Results of research undertaken at the University are ultimately publishable at the discretion of the principal investigator. Some situations, however, may require either confidential treatment of information or a delay in publication if, for example, they concern:
- The need to respect the privacy of information obtained from human subjects.
- Use of information obtained from a third party, such as a company, that was provided to you or the University in confidence. For example, a computer science student researching software engineering techniques may want to validate his or her techniques using a particular software package developed by a company. The company may agree to make the software available to the student under confidentiality provisions. While the student may carry out and publish the research, he or she would not be able to disclose any details of the company’s confidential software in the publication. The UILO will normally review any confidentiality agreements between researchers and their sponsor, and will accept the confidentiality terms provided that the results of the research may be published. You should be aware of any such contracts at the outset of your research.

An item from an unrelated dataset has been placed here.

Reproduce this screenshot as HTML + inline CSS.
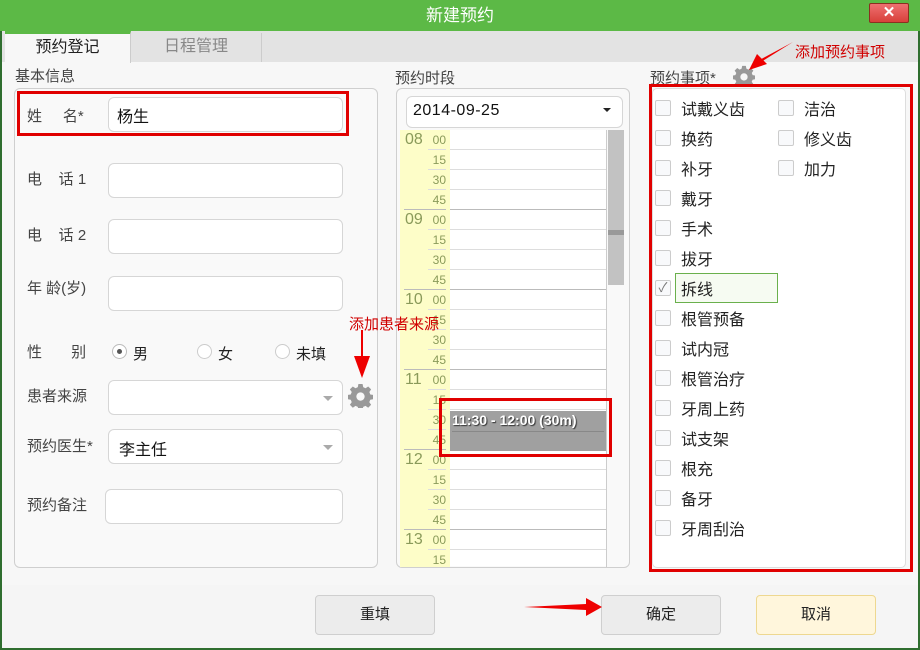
<!DOCTYPE html>
<html><head><meta charset="utf-8"><style>
*{margin:0;padding:0;box-sizing:border-box}
body{width:920px;height:650px;overflow:hidden;font-family:"Liberation Sans","Noto Sans CJK SC",sans-serif;font-size:15px;color:#333;background:#2f6e2f;position:relative}
.a{position:absolute}
.win{left:2px;top:0;width:916px;height:648px;background:#f7f7f7}
.title{left:0;top:0;width:920px;height:31px;background:#5cb946;color:#fff;font-size:17px;text-align:center;line-height:31px}
.inp{background:#fff;border:1px solid #d6d6d6;border-radius:6px}
.lbl{font-size:15px;color:#444;white-space:nowrap}
.panel{border:1px solid #cfcfcf;border-radius:6px;background:#f9f9f9}
.red{border:3px solid #e00000}
.cb{width:16px;height:16px;border:1px solid #ccc;border-radius:2px;background:#f8f9fb;margin-right:10px;text-align:center;line-height:14px;font-size:13px;color:#777}
.it{display:flex;align-items:center;height:30px}
.btn{border:1px solid #cfcfcf;border-radius:4px;background:#ececec;text-align:center;line-height:38px;font-size:15px;color:#222}
.row{left:450px;width:156px;height:20px;border-bottom:1px solid #ddd;background:#fff}
.mn{left:428px;width:18px;height:20px;border-bottom:1px solid #ddd;font-size:12px;color:#8a9a5a;text-align:right;line-height:20px}
.hr{left:405px;font-size:16px;color:#8a9a5a}
.ann{color:#d00000;font-size:15px;white-space:nowrap}
</style></head><body>
<div class="a win"></div>
<div class="a title">新建预约</div>
<div class="a" style="left:869px;top:3px;width:40px;height:20px;background:linear-gradient(#ee7070,#d8403a);border:1px solid #8a3020;border-radius:2px;color:#fff;font-weight:bold;text-align:center;line-height:18px;font-size:15px">✕</div>
<div class="a" style="left:2px;top:31px;width:916px;height:31px;background:#e3e3e3"></div>
<div class="a" style="left:5px;top:31px;width:126px;height:32px;background:#f7f7f7;border-top:3px solid #5cb946;border-right:1px solid #ccc;font-size:16px;text-align:center;line-height:28px;color:#222">预约登记</div>
<div class="a" style="left:131px;top:33px;width:131px;height:29px;border-right:1px solid #ccc;font-size:16px;text-align:center;line-height:28px;color:#888">日程管理</div>
<div class="a lbl" style="left:15px;top:65px">基本信息</div>
<div class="a panel" style="left:14px;top:88px;width:364px;height:480px"></div>
<div class="a red" style="left:17px;top:91px;width:332px;height:45px"></div>
<div class="a lbl" style="left:27px;top:105px">姓&nbsp;&nbsp;&nbsp;&nbsp;&nbsp;名*</div>
<div class="a inp" style="left:108px;top:97px;width:235px;height:35px;padding:5px 8px;font-size:16px;color:#111">杨生</div>
<div class="a lbl" style="left:27px;top:168px">电&nbsp;&nbsp;&nbsp;&nbsp;话 1</div>
<div class="a inp" style="left:108px;top:163px;width:235px;height:35px"></div>
<div class="a lbl" style="left:27px;top:224px">电&nbsp;&nbsp;&nbsp;&nbsp;话 2</div>
<div class="a inp" style="left:108px;top:219px;width:235px;height:35px"></div>
<div class="a lbl" style="left:27px;top:277px">年 龄(岁)</div>
<div class="a inp" style="left:108px;top:276px;width:235px;height:35px"></div>
<div class="a lbl" style="left:27px;top:341px">性&nbsp;&nbsp;&nbsp;&nbsp;&nbsp;&nbsp;&nbsp;别</div>
<div class="a" style="left:112px;top:344px;width:15px;height:15px;border:1px solid #bbb;border-radius:50%;background:#fff"><div style="margin:4px;width:5px;height:5px;border-radius:50%;background:#555"></div></div>
<div class="a lbl" style="left:133px;top:343px;color:#222">男</div>
<div class="a" style="left:197px;top:344px;width:15px;height:15px;border:1px solid #ccc;border-radius:50%;background:#fff"></div>
<div class="a lbl" style="left:218px;top:343px;color:#222">女</div>
<div class="a" style="left:275px;top:344px;width:15px;height:15px;border:1px solid #ccc;border-radius:50%;background:#fff"></div>
<div class="a lbl" style="left:296px;top:343px;color:#222">未填</div>
<div class="a lbl" style="left:27px;top:385px">患者来源</div>
<div class="a inp" style="left:108px;top:380px;width:235px;height:35px"></div>
<div class="a" style="left:323px;top:396px;border:5px solid transparent;border-top:5px solid #aaa"></div>
<svg class="a" style="left:348px;top:383px" width="25" height="25" viewBox="0 0 24 24"><path fill="#999" d="M10 1h4l.6 3 2.2 1 2.6-1.7 2.8 2.8L20.5 8.7l.9 2.3 3 .5v4l-3 .6-1 2.2 1.8 2.6-2.8 2.8-2.6-1.8-2.2 1-.6 3h-4l-.6-3-2.2-1-2.6 1.8-2.8-2.8 1.8-2.6-1-2.2-3-.6v-4l3-.5 1-2.3L1.800 6.100 4.600 3.300 7.200 5 9.400 4z"/><circle cx="12" cy="13" r="4" fill="#f9f9f9"/></svg>
<div class="a lbl" style="left:27px;top:435px">预约医生*</div>
<div class="a inp" style="left:108px;top:429px;width:235px;height:35px;padding:6px 10px;font-size:16px;color:#111">李主任</div>
<div class="a" style="left:323px;top:445px;border:5px solid transparent;border-top:5px solid #aaa"></div>
<div class="a lbl" style="left:27px;top:494px">预约备注</div>
<div class="a inp" style="left:105px;top:489px;width:238px;height:35px"></div>
<div class="a ann" style="left:349px;top:313px;z-index:5">添加患者来源</div>
<svg class="a" style="left:350px;top:330px" width="24" height="50"><path d="M11 0h2v28h-2z" fill="#e00"/><path d="M4 26h16l-8 22z" fill="#e00"/></svg>
<div class="a lbl" style="left:395px;top:67px">预约时段</div>
<div class="a panel" style="left:396px;top:88px;width:234px;height:480px"></div>
<div class="a inp" style="left:406px;top:96px;width:217px;height:32px;padding:5px 6px;font-size:16px;color:#111;letter-spacing:0.5px">2014-09-25</div>
<div class="a" style="left:603px;top:108px;border:4px solid transparent;border-top:4px solid #222"></div>
<div class="a" style="left:400px;top:130px;width:50px;height:437px;background:#fdfdc8"></div>
<div class="a" style="left:606px;top:130px;width:1px;height:437px;background:#ccc"></div>
<div class="a" style="left:608px;top:130px;width:16px;height:155px;background:#c2c2c2"></div>
<div class="a" style="left:608px;top:230px;width:16px;height:5px;background:#999"></div>
<div class="a row" style="top:130px"></div><div class="a mn" style="top:130px">00</div><div class="a hr" style="top:131px">08</div>
<div class="a row" style="top:150px"></div><div class="a mn" style="top:150px">15</div>
<div class="a row" style="top:170px"></div><div class="a mn" style="top:170px">30</div>
<div class="a row" style="top:190px;border-color:#bbb"></div><div class="a mn" style="top:190px;left:404px;width:42px;border-color:#bbb">45</div>
<div class="a row" style="top:210px"></div><div class="a mn" style="top:210px">00</div><div class="a hr" style="top:211px">09</div>
<div class="a row" style="top:230px"></div><div class="a mn" style="top:230px">15</div>
<div class="a row" style="top:250px"></div><div class="a mn" style="top:250px">30</div>
<div class="a row" style="top:270px;border-color:#bbb"></div><div class="a mn" style="top:270px;left:404px;width:42px;border-color:#bbb">45</div>
<div class="a row" style="top:290px"></div><div class="a mn" style="top:290px">00</div><div class="a hr" style="top:291px">10</div>
<div class="a row" style="top:310px"></div><div class="a mn" style="top:310px">15</div>
<div class="a row" style="top:330px"></div><div class="a mn" style="top:330px">30</div>
<div class="a row" style="top:350px;border-color:#bbb"></div><div class="a mn" style="top:350px;left:404px;width:42px;border-color:#bbb">45</div>
<div class="a row" style="top:370px"></div><div class="a mn" style="top:370px">00</div><div class="a hr" style="top:371px">11</div>
<div class="a row" style="top:390px"></div><div class="a mn" style="top:390px">15</div>
<div class="a row" style="top:410px"></div><div class="a mn" style="top:410px">30</div>
<div class="a row" style="top:430px;border-color:#bbb"></div><div class="a mn" style="top:430px;left:404px;width:42px;border-color:#bbb">45</div>
<div class="a row" style="top:450px"></div><div class="a mn" style="top:450px">00</div><div class="a hr" style="top:451px">12</div>
<div class="a row" style="top:470px"></div><div class="a mn" style="top:470px">15</div>
<div class="a row" style="top:490px"></div><div class="a mn" style="top:490px">30</div>
<div class="a row" style="top:510px;border-color:#bbb"></div><div class="a mn" style="top:510px;left:404px;width:42px;border-color:#bbb">45</div>
<div class="a row" style="top:530px"></div><div class="a mn" style="top:530px">00</div><div class="a hr" style="top:531px">13</div>
<div class="a row" style="top:550px;height:16px;border:none"></div><div class="a mn" style="top:550px;height:16px;border:none;overflow:hidden">15</div>
<div class="a" style="left:450px;top:411px;width:156px;height:40px;background:#a0a0a0;color:#fff;font-weight:bold;font-size:14px;padding:1px 2px;text-shadow:1px 1px 1px #333"><div style="border-bottom:1px solid #888;height:20px">11:30 - 12:00 (30m)</div></div>
<div class="a red" style="left:439px;top:398px;width:173px;height:59px"></div>
<div class="a lbl" style="left:650px;top:67px">预约事项*</div>
<svg class="a" style="left:733px;top:65px" width="22" height="22" viewBox="0 0 24 24"><path fill="#999" d="M10 1h4l.6 3 2.2 1 2.6-1.7 2.8 2.8L20.5 8.7l.9 2.3 3 .5v4l-3 .6-1 2.2 1.8 2.6-2.8 2.8-2.6-1.8-2.2 1-.6 3h-4l-.6-3-2.2-1-2.6 1.8-2.8-2.8 1.8-2.6-1-2.2-3-.6v-4l3-.5 1-2.3L1.800 6.100 4.600 3.300 7.200 5 9.400 4z"/><circle cx="12" cy="13" r="4" fill="#f7f7f7"/></svg>
<div class="a ann" style="left:795px;top:41px">添加预约事项</div>
<svg class="a" style="left:745px;top:38px" width="50" height="36"><path d="M48 4L16 24l-1.5-2z" fill="#e00"/><path d="M4 32l8-16 10 10z" fill="#e00"/></svg>
<div class="a" style="left:652px;top:88px;width:254px;height:480px;background:#fff;border:1px solid #ddd;border-radius:5px"></div>
<div class="a red" style="left:649px;top:84px;width:264px;height:488px"></div>
<div class="a" style="left:675px;top:273px;width:103px;height:30px;border:1px solid #6ab04c;background:#f6fbf2"></div>
<div class="a" style="left:655px;top:93px;font-size:16px;color:#222">
<div class="it"><span class="cb"></span>试戴义齿</div>
<div class="it"><span class="cb"></span>换药</div>
<div class="it"><span class="cb"></span>补牙</div>
<div class="it"><span class="cb"></span>戴牙</div>
<div class="it"><span class="cb"></span>手术</div>
<div class="it"><span class="cb"></span>拔牙</div>
<div class="it"><span class="cb">✓</span>拆线</div>
<div class="it"><span class="cb"></span>根管预备</div>
<div class="it"><span class="cb"></span>试内冠</div>
<div class="it"><span class="cb"></span>根管治疗</div>
<div class="it"><span class="cb"></span>牙周上药</div>
<div class="it"><span class="cb"></span>试支架</div>
<div class="it"><span class="cb"></span>根充</div>
<div class="it"><span class="cb"></span>备牙</div>
<div class="it"><span class="cb"></span>牙周刮治</div>
</div>
<div class="a" style="left:778px;top:93px;font-size:16px;color:#222">
<div class="it"><span class="cb"></span>洁治</div>
<div class="it"><span class="cb"></span>修义齿</div>
<div class="it"><span class="cb"></span>加力</div>
</div>
<div class="a" style="left:2px;top:585px;width:916px;height:63px;background:#f5f5f5"></div>
<div class="a btn" style="left:315px;top:595px;width:120px;height:40px">重填</div>
<div class="a btn" style="left:601px;top:595px;width:120px;height:40px">确定</div>
<div class="a btn" style="left:756px;top:595px;width:120px;height:40px;background:#fff6dc;border-color:#eed890">取消</div>
<svg class="a" style="left:524px;top:598px" width="78" height="20"><path d="M0 9l62-3v-6l16 9-16 9v-6z" fill="#e00"/></svg>
</body></html>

- A delay in publication may be requested by a research sponsor to allow new inventions to be reviewed for their patenting potential. Publication in these circumstances refers to all public disclosure, including presentations at meetings, public seminars, etc. The University normally permits publication to be delayed for up to three months (and occasionally longer). Public access to a thesis can be restricted for a limited period (typically six months, extendable to 12 months in special circumstances) to allow a patent application to be filed.
- Your desire to commercialize your discovery.
If for any reason a research team cannot reach a consensus about the timing of publication, the matter will be referred to the Executive Committee on Research for advice to the President, whose decision is final. “UBC does not conduct secret research. It is essential that we protect the rights of students and faculty to publish their research and scholarly activity.” — Indira V. Samarasekera, Vice-President, Research.